**GIVEN EXERCISE**
Read the listing below and copy out every line that holds "React".

------------------------------

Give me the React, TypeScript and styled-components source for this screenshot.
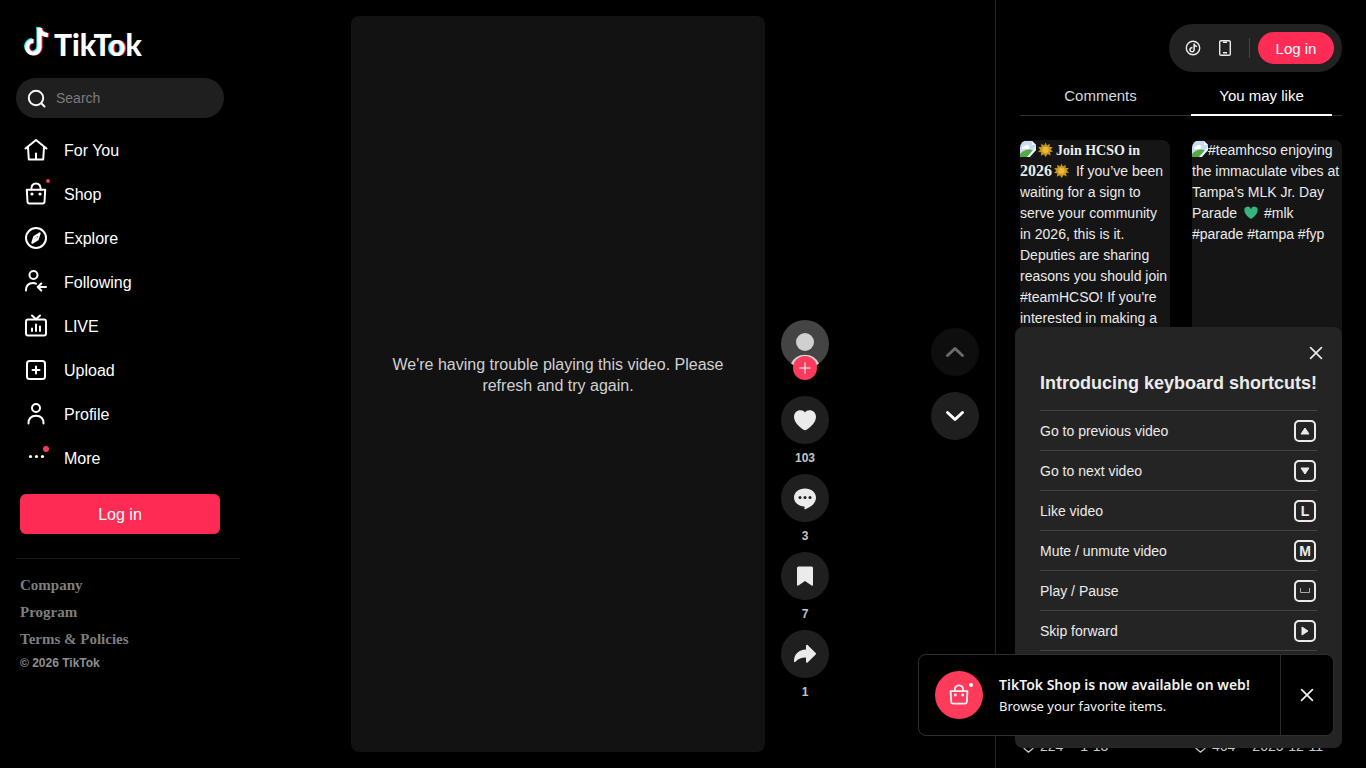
import React from "react";
import styled, { createGlobalStyle } from "styled-components";

const sans = `"Liberation Sans", Arial, sans-serif`;
const serif = `"Liberation Serif", "Times New Roman", serif`;
const brand = "#fe2c55";

const GlobalStyle = createGlobalStyle`
  * { box-sizing: border-box; }
  body { margin: 0; background: #000; color: #f6f6f6; font-family: ${sans}; }
  button { border: 0; padding: 0; background: none; color: inherit; font-family: inherit; cursor: pointer; }
  a { color: inherit; text-decoration: none; }
  svg { display: block; flex: none; }
  h2, p, ul { margin: 0; padding: 0; }
  ul { list-style: none; }
`;

const Page = styled.div`
  display: grid;
  grid-template-columns: 249px minmax(0, 1fr) 371px;
  grid-template-rows: 100vh;
  height: 100vh;
  overflow: hidden;
`;

/* Sidebar */
const Sidebar = styled.aside`
  display: flex;
  flex-direction: column;
  padding: 24px 9px 0 16px;
`;
const Logo = styled.a`
  display: flex;
  align-items: center;
  gap: 3px;
  height: 36px;
  margin: 0 0 18px 7px;
`;
const Wordmark = styled.span`
  padding-top: 3px;
  color: #fff;
  font: 900 30px/36px Lato, sans-serif;
`;
const ShadowLetter = styled.span`
  text-shadow: -1px 0 #25f4ee, 1px 0 ${brand};
`;
const SearchBox = styled.label`
  display: flex;
  align-items: center;
  gap: 8px;
  width: 208px;
  height: 40px;
  padding: 0 12px 0 8px;
  border-radius: 20px;
  background: #1f1f1f;
`;
const SearchInput = styled.input`
  flex: 1;
  min-width: 0;
  border: 0;
  outline: 0;
  padding: 0;
  background: transparent;
  color: #fff;
  font: 14px/20px ${sans};
  &::placeholder { color: #7c7c7c; opacity: 1; }
`;
const NavList = styled.ul`
  margin-top: 10px;
`;
const NavLink = styled.a`
  display: flex;
  align-items: center;
  gap: 16px;
  height: 44px;
  padding-left: 8px;
  font-size: 16px;
  color: #fff;
`;
const NavText = styled.span`
  padding-top: 2px;
`;
const IconWrap = styled.span`
  position: relative;
  display: block;
`;
const Dot = styled.span<{ $size: number; $top: number; $right: number; $color?: string }>`
  position: absolute;
  top: ${(p) => p.$top}px;
  right: ${(p) => p.$right}px;
  width: ${(p) => p.$size}px;
  height: ${(p) => p.$size}px;
  border-radius: 50%;
  background: ${(p) => p.$color ?? "#f33b5e"};
`;
const LoginButton = styled.button<{ $pill?: boolean }>`
  width: ${(p) => (p.$pill ? 76 : 200)}px;
  height: ${(p) => (p.$pill ? 32 : 40)}px;
  margin: ${(p) => (p.$pill ? "0" : "14px 0 0 4px")};
  padding-top: 1px;
  border-radius: ${(p) => (p.$pill ? 16 : 6)}px;
  background: ${brand};
  color: #fff;
  font-size: ${(p) => (p.$pill ? 15 : 16)}px;
`;
const FooterLinks = styled.footer`
  display: flex;
  flex-direction: column;
  margin-top: 24px;
  padding: 13px 0 0 4px;
  border-top: 1px solid #1a1a1a;
  color: #7e7e7e;
  font: bold 15px/27px ${serif};
`;
const Copyright = styled.small`
  color: #8f8f8f;
  font: bold 12px/20px ${sans};
`;

/* Player */
const Main = styled.main`
  display: flex;
  align-items: center;
  min-height: 0;
  padding: 16px 16px 16px 0;
`;
const Player = styled.section`
  flex: 1;
  display: flex;
  justify-content: center;
  gap: 16px;
  height: calc(100vh - 32px);
`;
const Video = styled.div`
  display: flex;
  align-items: center;
  aspect-ratio: 9 / 16;
  height: 100%;
  padding: 0 40px 18px;
  border-radius: 8px;
  background: #121212;
  color: #d0d0d0;
  font-size: 16px;
  line-height: 21px;
  text-align: center;
`;
const Actions = styled.div`
  display: flex;
  flex-direction: column;
  justify-content: flex-end;
  padding-bottom: 44px;
`;
const AvatarBlock = styled.div`
  position: relative;
  height: 76px;
`;
const FollowButton = styled.button`
  position: absolute;
  top: 36px;
  left: 12px;
  display: grid;
  place-items: center;
  width: 24px;
  height: 24px;
  border-radius: 50%;
  background: #fb3a5d;
`;
const RoundButton = styled.button<{ $faded?: boolean }>`
  display: grid;
  place-items: center;
  width: 48px;
  height: 48px;
  border-radius: 50%;
  background: ${(p) => (p.$faded ? "#0e0e0e" : "#1f1f1f")};
  color: ${(p) => (p.$faded ? "#6b6b6b" : "#fff")};
`;
const Action = styled.div`
  display: flex;
  flex-direction: column;
  align-items: center;
  height: 78px;
`;
const Count = styled.strong`
  margin-top: 6px;
  color: #c4c4c4;
  font-size: 12px;
  line-height: 16px;
`;
const Pager = styled.nav`
  display: flex;
  flex-direction: column;
  gap: 16px;
`;

/* Right column */
const Panel = styled.aside`
  display: flex;
  flex-direction: column;
  min-height: 0;
  padding: 24px 24px 0;
  border-left: 1px solid #242424;
`;
const TopBar = styled.div`
  align-self: flex-end;
  display: flex;
  align-items: center;
  height: 48px;
  padding: 0 8px 0 16px;
  border-radius: 24px;
  background: #222;
`;
const TopIcon = styled.button`
  margin-right: 16px;
`;
const Divider = styled.span`
  width: 1px;
  height: 20px;
  margin-right: 8px;
  background: #444;
`;
const Tabs = styled.div`
  display: flex;
  height: 44px;
  border-bottom: 1px solid #303030;
`;
const Tab = styled.button<{ $active?: boolean }>`
  flex: 1;
  height: 44px;
  margin: 0 10px;
  padding-top: 4px;
  border-bottom: 2px solid ${(p) => (p.$active ? "#fff" : "transparent")};
  color: ${(p) => (p.$active ? "#fff" : "#d8d8d8")};
  font-size: 15px;
`;
const Cards = styled.div`
  flex: 1;
  display: grid;
  grid-template-columns: 1fr 1fr;
  gap: 22px;
  min-height: 0;
  padding-top: 24px;
`;
const Card = styled.article`
  display: flex;
  flex-direction: column;
  min-height: 0;
`;
const Thumb = styled.div`
  flex: none;
  height: 200px;
  overflow: hidden;
  border-radius: 8px;
  background: #151515;
  color: #ebebeb;
  font-size: 14px;
  line-height: 21px;
  & svg { display: inline-block; vertical-align: -3px; }
`;
const SunIcon = styled.svg`
  margin: 0 3px 0 2px;
`;
const HeartIcon = styled.svg`
  margin: 0 1px 0 2px;
`;
const SerifText = styled.strong`
  font-family: ${serif};
`;
const SerifYear = styled(SerifText)`
  font-size: 16px;
  line-height: 20px;
`;
const Stats = styled.div`
  display: flex;
  align-items: center;
  gap: 4px;
  margin-top: auto;
  padding: 0 0 13px 1px;
  color: #c8c8c8;
  font-size: 14px;
  line-height: 18px;
`;
const DateText = styled.span`
  margin-left: 13px;
`;

/* Overlays */
const Shortcuts = styled.section`
  position: fixed;
  right: 24px;
  bottom: 20px;
  width: 327px;
  padding: 16px 25px 97px;
  border-radius: 8px;
  background: #242424;
  color: #ebebeb;
`;
const ShortcutsClose = styled.button`
  display: block;
  margin: 0 -9px 0 auto;
`;
const ShortcutsTitle = styled.h2`
  padding: 8px 0 14px;
  font-size: 18px;
  line-height: 25px;
  white-space: nowrap;
`;
const ShortcutRow = styled.li`
  display: flex;
  align-items: center;
  justify-content: space-between;
  height: 40px;
  border-top: 1px solid #444;
  font-size: 14px;
  &:last-child { height: 41px; border-bottom: 1px solid #444; }
`;
const Key = styled.kbd`
  display: grid;
  place-items: center;
  width: 22px;
  height: 22px;
  margin-right: 1px;
  border: 2px solid #ebebeb;
  border-radius: 5px;
  font: bold 14px/18px ${sans};
`;
const Toast = styled.section`
  position: fixed;
  right: 32px;
  bottom: 32px;
  display: flex;
  width: 416px;
  height: 82px;
  border: 1px solid #2f2f2f;
  border-radius: 8px;
  background: #000;
  color: #f2f2f2;
`;
const ToastBody = styled.div`
  flex: 1;
  display: flex;
  align-items: center;
  gap: 16px;
  padding-left: 16px;
  font: 13px/22px "Noto Sans", sans-serif;
  white-space: nowrap;
`;
const ToastBadge = styled.span`
  display: grid;
  place-items: center;
  width: 48px;
  height: 48px;
  border-radius: 50%;
  background: #ff3b5c;
`;
const ToastTitle = styled.h2`
  font-size: 14px;
  font-weight: 600;
  line-height: 21px;
`;
const ToastClose = styled.button`
  display: grid;
  place-items: center;
  width: 53px;
  border-left: 1px solid #2a2a2a;
`;

const notePath =
  "M12.525.02c1.31-.02 2.61-.01 3.91-.02.08 1.53.63 3.09 1.75 4.17 1.12 1.11 2.7 1.62 4.24 1.79v4.03c-1.44-.05-2.89-.35-4.2-.97-.57-.26-1.1-.59-1.62-.93-.01 2.92.01 5.84-.02 8.75-.08 1.4-.54 2.79-1.35 3.94-1.31 1.92-3.58 3.17-5.91 3.21-1.43.08-2.86-.31-4.08-1.03-2.02-1.19-3.44-3.37-3.65-5.71-.02-.5-.03-1-.01-1.49.18-1.9 1.12-3.72 2.58-4.96 1.66-1.44 3.98-2.13 6.15-1.72.02 1.48-.04 2.96-.04 4.44-.99-.32-2.15-.23-3.02.37-.63.41-1.11 1.04-1.36 1.75-.21.51-.15 1.07-.14 1.61.24 1.64 1.82 3.02 3.5 2.87 1.12-.01 2.19-.66 2.77-1.61.19-.33.4-.67.41-1.06.1-1.79.06-3.57.07-5.36.01-4.03-.01-8.05.02-12.07z";

const Line = ({ children, size = 24, width = 2 }: { children: React.ReactNode; size?: number; width?: number }) => (
  <svg width={size} height={size} viewBox="0 0 24 24" fill="none" stroke="currentColor" strokeWidth={width} strokeLinecap="round" strokeLinejoin="round" aria-hidden="true">
    {children}
  </svg>
);

const LogoNote = ({ x, y, color }: { x: number; y: number; color: string }) => (
  <g transform={`translate(${x} ${y})`} fill="none" stroke={color} strokeWidth="4.2">
    <path d="M15.500 1V20.300a6.200 6.200 0 1 1-6.200-6.200" />
    <path d="M15.500 1.500c.6 3.800 3.700 6.300 8.300 6.800" strokeWidth="4.400" />
  </g>
);

const Bag = () => (
  <>
    <path d="M2.800 7.800h18.400l-.7 11.900a1.800 1.800 0 0 1-1.800 1.700H5.300a1.800 1.800 0 0 1-1.800-1.700z" />
    <path d="M7.300 7.500C7.300 3.500 9 1.500 12 1.500s4.700 2 4.700 6" />
    <circle cx="8" cy="12" r="1.600" fill="currentColor" stroke="none" />
    <circle cx="16" cy="12" r="1.600" fill="currentColor" stroke="none" />
  </>
);

const Cross = ({ size, width }: { size: number; width: number }) => (
  <Line size={size} width={width}>
    <path d="M5.500 5.500l13 13M18.500 5.500l-13 13" />
  </Line>
);

const BrokenImage = () => (
  <svg width="16" height="18" viewBox="0 0 16 18" aria-hidden="true">
    <path d="M0 1h12l4 4v5l-6 7H0z" fill="#c9dcf5" />
    <path d="M12 1v4h4z" fill="#fff" />
    <path d="M2 9q0-3 3-3 1-2 3-1 2 1 1 4z" fill="#fff" />
    <path d="M0 17v-3q5-6 13-4l-5 7z" fill="#56a845" />
    <path d="M16 6v4l-7 7H7l7-8z" fill="#f7f7f7" />
  </svg>
);

const Sun = () => (
  <SunIcon width="15" height="16" viewBox="0 0 16 16" aria-hidden="true">
    <path d="M8 0l1.500 3.200L12.500 1.300l-.2 3.500 3.500.1-2.300 2.600 2.500 2.200-3.300.4.900 3.700-3.200-1.500L8 15.500l-1.700-3L3 14.200l.5-3.700L0 10.200l2.400-2.500L.2 5l3.500-.3-.3-3.400 3.200 1.800z" fill="#c9951c" />
    <circle cx="8" cy="7.800" r="3.400" fill="#e8b93a" />
  </SunIcon>
);

const GreenHeart = () => (
  <HeartIcon width="16" height="16" viewBox="0 0 17 16" aria-hidden="true">
    <path d="M8.500 14.500C4 11 1.500 8.500 1.500 5.500a3.500 3.500 0 0 1 7-1.400 3.500 3.500 0 0 1 7 1.400c0 3-2.500 5.500-7 9z" fill="#36b37e" />
  </HeartIcon>
);

const navItems: { label: string; icon: React.ReactNode; dot?: "small" | "large" }[] = [
  { label: "For You", icon: <><path d="M1.500 10.500L12 2l10.500 8.500" /><path d="M4 9.500l.8 12h14.400l.8-12M12 15.500v6" /></> },
  { label: "Shop", icon: <Bag />, dot: "small" },
  { label: "Explore", icon: <><circle cx="12" cy="12" r="10" /><path d="M15.700 7.300l-1.900 6-5.500 3.500 1.900-6z" /><path d="M12.500 11.500l-2 2.500" /></> },
  { label: "Following", icon: <><circle cx="9.500" cy="5" r="4" /><path d="M2 20.500c0-5 3-7.500 7-7.500 1.200 0 2.200.2 3 .6M22 17h-8M17.300 13.500l-3.600 3.500 3.600 3.500" /></> },
  { label: "LIVE", icon: <><rect x="2" y="5.500" width="20" height="16" rx="2" /><path d="M8 1.500l4 3.700 4-3.700M8 14.500v2.500M12 10.500v6.500M16 12.500v4.500" /></> },
  { label: "Upload", icon: <><rect x="3" y="3" width="18" height="18" rx="2.500" /><path d="M12 8.500v7M8.500 12h7" /></> },
  { label: "Profile", icon: <><circle cx="12" cy="6" r="4" /><path d="M4.500 21.500c0-5 3-7.700 7.500-7.700s7.500 2.700 7.500 7.700" /></> },
  { label: "More", icon: <g fill="currentColor" stroke="none"><circle cx="6.500" cy="10.500" r="1.600" /><circle cx="12.500" cy="10.500" r="1.600" /><circle cx="18.500" cy="10.500" r="1.600" /></g>, dot: "large" },
];

const actions = [
  { label: "Like", count: "103", icon: <path d="M7.500 2.200c2 0 3.600.9 4.500 2.200.9-1.300 2.500-2.200 4.500-2.200 3.600 0 6.500 2.700 6.500 6.500 0 5-4.500 9.800-9.500 13-.9.600-2.100.6-3 0C5.500 18.500 1 13.700 1 8.700c0-3.800 2.900-6.500 6.500-6.500z" /> },
  { label: "Comments", count: "3", icon: <><path d="M12 2.500c6.300 0 11 3.900 11 9 0 5.500-4.500 9.500-11.500 12V20.400C5.400 20.200 1 16.500 1 11.500c0-5.100 4.700-9 11-9z" /><g fill="#1f1f1f"><circle cx="7" cy="11.500" r="1.500" /><circle cx="12" cy="11.500" r="1.500" /><circle cx="17" cy="11.500" r="1.500" /></g></> },
  { label: "Save", count: "7", icon: <path d="M5.500 2.500h13A1.500 1.500 0 0 1 20 4v16.800c0 .8-.8 1.200-1.400.7L12 17l-6.600 4.500c-.6.500-1.400.1-1.400-.7V4a1.500 1.500 0 0 1 1.500-1.500z" /> },
  { label: "Share", count: "1", icon: <path d="M13 3.800c0-1 .9-1.300 1.600-.7l8.100 7.900c.5.500.5 1.100 0 1.600l-8.100 7.900c-.7.600-1.600.3-1.600-.7v-4.200c-4.700 0-7.800 1-10.500 4.200-.6.700-1.500.5-1.500-.4C1 12.300 5.500 7.800 13 7.500z" /> },
];

const shortcuts: { label: string; icon: React.ReactNode }[] = [
  { label: "Go to previous video", icon: <svg width="10" height="8" fill="currentColor"><path d="M5 1l4 6H1z" stroke="currentColor" strokeLinejoin="round" /></svg> },
  { label: "Go to next video", icon: <svg width="10" height="8" fill="currentColor"><path d="M5 7L1 1h8z" stroke="currentColor" strokeLinejoin="round" /></svg> },
  { label: "Like video", icon: "L" },
  { label: "Mute / unmute video", icon: "M" },
  { label: "Play / Pause", icon: <svg width="10" height="6" fill="none"><path d="M.5 0v4.500h9V0" stroke="#aaa" /></svg> },
  { label: "Skip forward", icon: <svg width="8" height="10" fill="currentColor"><path d="M7 5L1 9V1z" stroke="currentColor" strokeLinejoin="round" /></svg> },
];

const StatRow = ({ likes, date }: { likes: string; date: string }) => (
  <Stats>
    <Line size={15} width={2}>
      <path d="M12 21C6 17 2 13 2 8.500a5 5 0 0 1 10-2 5 5 0 0 1 10 2C22 13 18 17 12 21z" />
    </Line>
    <span>{likes}</span>
    <DateText>{date}</DateText>
  </Stats>
);

export default function App() {
  return (
    <>
      <GlobalStyle />
      <Page>
        <Sidebar>
          <Logo href="#">
            <svg width="28" height="32" viewBox="0 0 28 32" aria-hidden="true">
              <LogoNote x={0} y={0} color="#25f4ee" />
              <LogoNote x={2} y={1} color={brand} />
              <LogoNote x={1} y={1} color="#fff" />
            </svg>
            <Wordmark>TikT<ShadowLetter>o</ShadowLetter>k</Wordmark>
          </Logo>
          <SearchBox>
            <Line>
              <circle cx="12" cy="12" r="7.200" />
              <path d="M17.300 17.300l3.200 3.200" />
            </Line>
            <SearchInput type="search" placeholder="Search" aria-label="Search" />
          </SearchBox>
          <nav>
            <NavList>
              {navItems.map((item) => (
                <li key={item.label}>
                  <NavLink href="#">
                    <IconWrap>
                      <Line>{item.icon}</Line>
                      {item.dot === "small" && <Dot $size={4} $top={-3} $right={-2} />}
                      {item.dot === "large" && <Dot $size={6} $top={0} $right={-1} />}
                    </IconWrap>
                    <NavText>{item.label}</NavText>
                  </NavLink>
                </li>
              ))}
            </NavList>
          </nav>
          <LoginButton>Log in</LoginButton>
          <FooterLinks>
            <a href="#">Company</a>
            <a href="#">Program</a>
            <a href="#">Terms &amp; Policies</a>
            <Copyright>© 2026 TikTok</Copyright>
          </FooterLinks>
        </Sidebar>

        <Main>
          <Player>
            <Video>
              <p>We're having trouble playing this video. Please refresh and try again.</p>
            </Video>
            <Actions>
              <AvatarBlock>
                <svg width="48" height="48" viewBox="0 0 48 48" aria-hidden="true">
                  <circle cx="24" cy="24" r="24" fill="#444" />
                  <circle cx="24" cy="22" r="9" fill="#d0d0d0" />
                  <path d="M10 43.500a15.500 15.500 0 0 1 28 0A24 24 0 0 1 10 43.500z" fill="#d0d0d0" />
                </svg>
                <FollowButton aria-label="Follow">
                  <Line size={14} width={2}><path d="M12 3v18M3 12h18" /></Line>
                </FollowButton>
              </AvatarBlock>
              {actions.map((a) => (
                <Action key={a.label}>
                  <RoundButton aria-label={a.label}>
                    <svg width="24" height="24" viewBox="0 0 24 24" fill="#ebebeb" aria-hidden="true">{a.icon}</svg>
                  </RoundButton>
                  <Count>{a.count}</Count>
                </Action>
              ))}
            </Actions>
          </Player>
          <Pager>
            <RoundButton $faded aria-label="Previous video">
              <Line width={3}><path d="M4.500 15.500L12 8.500l7.500 7" /></Line>
            </RoundButton>
            <RoundButton aria-label="Next video">
              <Line width={3}><path d="M4.500 8.500l7.500 7 7.500-7" /></Line>
            </RoundButton>
          </Pager>
        </Main>

        <Panel>
          <TopBar>
            <TopIcon aria-label="Get coins">
              <svg width="16" height="16" viewBox="0 0 16 16" aria-hidden="true">
                <circle cx="8" cy="8" r="6.700" fill="none" stroke="#ebebeb" strokeWidth="1.400" />
                <g transform="translate(3.600 3.400) scale(.38)"><path d={notePath} fill="#ebebeb" /></g>
              </svg>
            </TopIcon>
            <TopIcon aria-label="Get app">
              <svg width="16" height="16" viewBox="0 0 16 16" fill="none" stroke="#ebebeb" strokeWidth="1.400" aria-hidden="true">
                <rect x="2.700" y=".7" width="10.600" height="14.600" rx="1.300" />
                <path d="M6 2.200h4M6 12.700h4" />
              </svg>
            </TopIcon>
            <Divider />
            <LoginButton $pill>Log in</LoginButton>
          </TopBar>
          <Tabs role="tablist">
            <Tab role="tab" aria-selected={false}>Comments</Tab>
            <Tab role="tab" aria-selected $active>You may like</Tab>
          </Tabs>
          <Cards>
            <Card>
              <Thumb>
                <BrokenImage /><Sun /><SerifText>Join HCSO in </SerifText><SerifYear>2026</SerifYear><Sun /> If you’ve been waiting for a sign to serve your community in 2026, this is it. Deputies are sharing reasons you should join #teamHCSO! If you're interested in making a
              </Thumb>
              <StatRow likes="224" date="1-13" />
            </Card>
            <Card>
              <Thumb>
                <BrokenImage />#teamhcso enjoying the immaculate vibes at Tampa’s MLK Jr. Day Parade <GreenHeart /> #mlk #parade #tampa #fyp
              </Thumb>
              <StatRow likes="464" date="2025-12-11" />
            </Card>
          </Cards>
        </Panel>
      </Page>

      <Shortcuts>
        <ShortcutsClose aria-label="Close shortcuts"><Cross size={20} width={2} /></ShortcutsClose>
        <ShortcutsTitle>Introducing keyboard shortcuts!</ShortcutsTitle>
        <ul>
          {shortcuts.map((s) => (
            <ShortcutRow key={s.label}>
              {s.label}
              <Key>{s.icon}</Key>
            </ShortcutRow>
          ))}
        </ul>
      </Shortcuts>

      <Toast role="status">
        <ToastBody>
          <ToastBadge>
            <IconWrap>
              <Line size={22}><Bag /></Line>
              <Dot $size={4} $top={-1} $right={-3} $color="#fff" />
            </IconWrap>
          </ToastBadge>
          <div>
            <ToastTitle>TikTok Shop is now available on web!</ToastTitle>
            <p>Browse your favorite items.</p>
          </div>
        </ToastBody>
        <ToastClose aria-label="Dismiss"><Cross size={20} width={2} /></ToastClose>
      </Toast>
    </>
  );
}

------------------------------

**COMPLETE ANSWER**
Give me the React, TypeScript and styled-components source for this screenshot.
import React from "react";
const Line = ({ children, size = 24, width = 2 }: { children: React.ReactNode; size?: number; width?: number }) => (
const navItems: { label: string; icon: React.ReactNode; dot?: "small" | "large" }[] = [
const shortcuts: { label: string; icon: React.ReactNode }[] = [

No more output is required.